Tuesday, October 16, 2007

Heat Mapping

I've recently had the pleasure of uncovering some new data visualisation -visualization for you Americans- capabilities, in particular heat mapping a measure that's a function of two input variables.

Generating eye catching representations of information is crucial in the corporate world, and yet for the most part, business data visualisation is very poor. Back in the 90s I was busy with research for a physics PhD and I lived by gnuplot and a Windows package called Origin. In transitioning into the business world I also transitioned into Excel. I've enjoyed using Excel and I'm a really great fan of Excel 2007 and especially the data mining tools that Microsoft now provide with it but the problem with the graphs, is that everyone else at work generates graphs that look, well, exactly the same. So, I thought I'd go and take a look at what else is now available.

First off I discovered that Gnuplot and Origin still exist and their capabilities have advanced far beyond what I used when I produced a thesis on a 386 linux pc with.. was it 120MB of disk But, then I discovered Python, the scipy (scientific Python) and numpy (numeric python) libraries, and the MatPlotLib library. Now these looked especially useful because of the image mapping capability which could be used to generate a heat map.

Working with a range of people with different backgrounds in a corporate environment you're constantly trying to re-represent information in differing ways to achieve some connection with your audience.
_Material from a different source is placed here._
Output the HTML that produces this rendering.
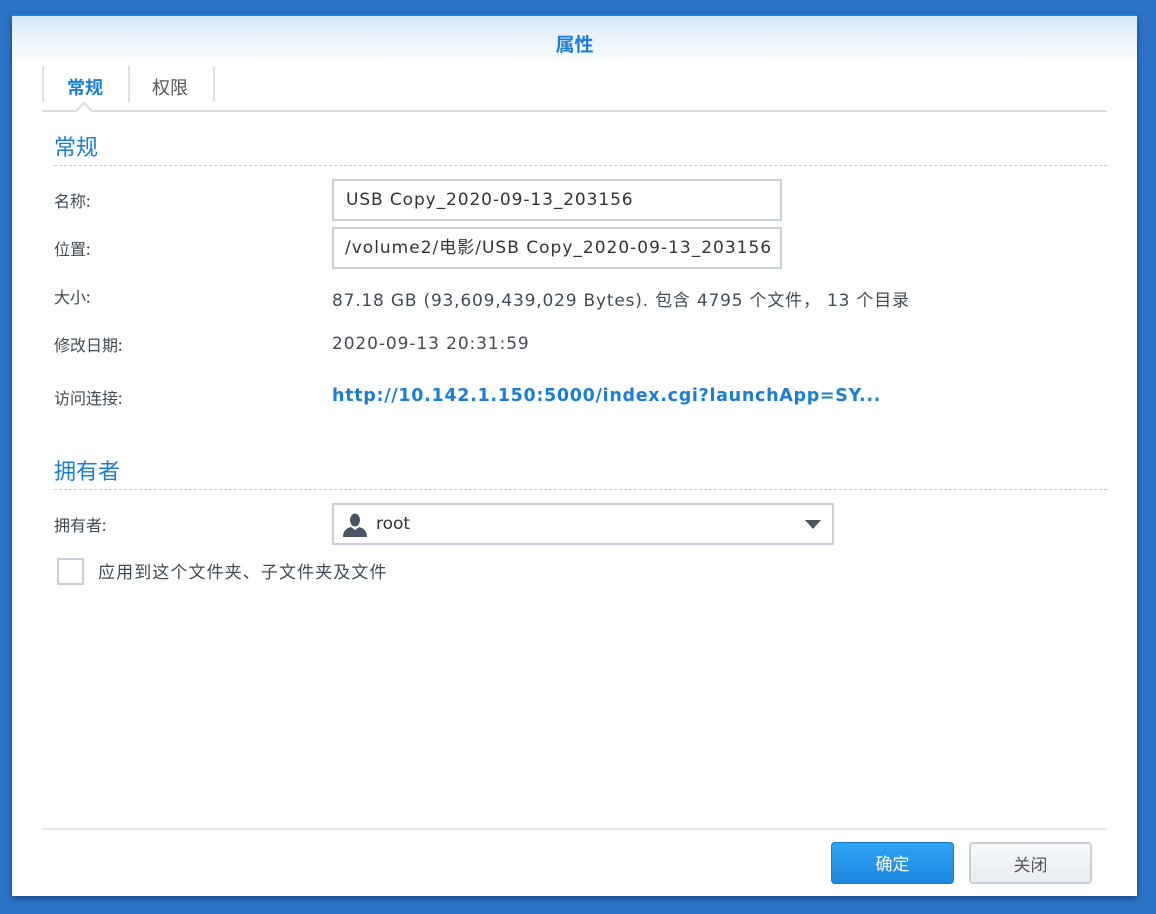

For some people an Excel bar chart works great, for others scatter plots, for others they'll want error bars etc. So you want a range of graphing tools available. Now Excel is good, especially Excel 2007, but there's still a range of visualisations that it can't perform, especially image mapping or heat mapping and some 3D plot types.

Now MatPlotLib can help to fill some of the void, particularly with the image mapping. Check the screenshots to see a range of examples of image (heat) maps and polar plots mixed along with more conventional 2D plot types.

In one example I looked at the pattern of customer usage through our Internet channel as a function of customer age and their total relationship with the company. To do this with MatPlotLib I first collected the data from our database environment, I then used Excel to manipulate the data into an array format (same format as an Excel surface plot), then saved it to a file, I then loaded it into a Python array and used the imshow() command to generate a heat map. I regenerated the graph over successive half year intervals keeping the color range set to run over a constant interval, then combined the images together into a movie with Windows Movie Maker (you can also do this with command line tools such as memcoder which part of the opensource mplayer suite).

The output of this exercise was a movie that showed customer activity through the Internet increasing over time across all age ranges but accentuated by the degree of total transactional relationship they had with the company.

One of the biggest problems you face with generating heat maps/image plots is getting a full range of data. If the value you want to plot is a function of x and y, and you're not actually taking measurements, but just relying instead on historical data you'll probably end up with a lot of missing data points. The imshow() command interpolates data points to smooth over the holes.

The easiest way to get MatPlotLib on your pc/laptop is to install the standard Python distribution and then over the top install the IPython shell. IPython provides you with a scipy item in your programs list which gives you a Python command prompt with all the necessary libraries pre-loaded.

If you're interested in other visualisation tools then I've since found a good background reference at IBM: http://www.ibm.com/developerworks/linux/library/l-datavistools/. It's say's it's for Linux but in reality most of this software runs on Windows (and in fact if you look at the numbers of downloads on some of the packages the majority of downloads are for the WinOS).

2 comments:

Paddy3118 said...

It's good to read articles like this, that remind you of what data visualisation is capable of.I guess if the data is bad , then the graph should equally look bad?

- Paddy.

Bohdan Szymanik said...

Good reference Paddy, it reminds me of the Fallacy Files (http://www.fallacyfiles.org/index.html)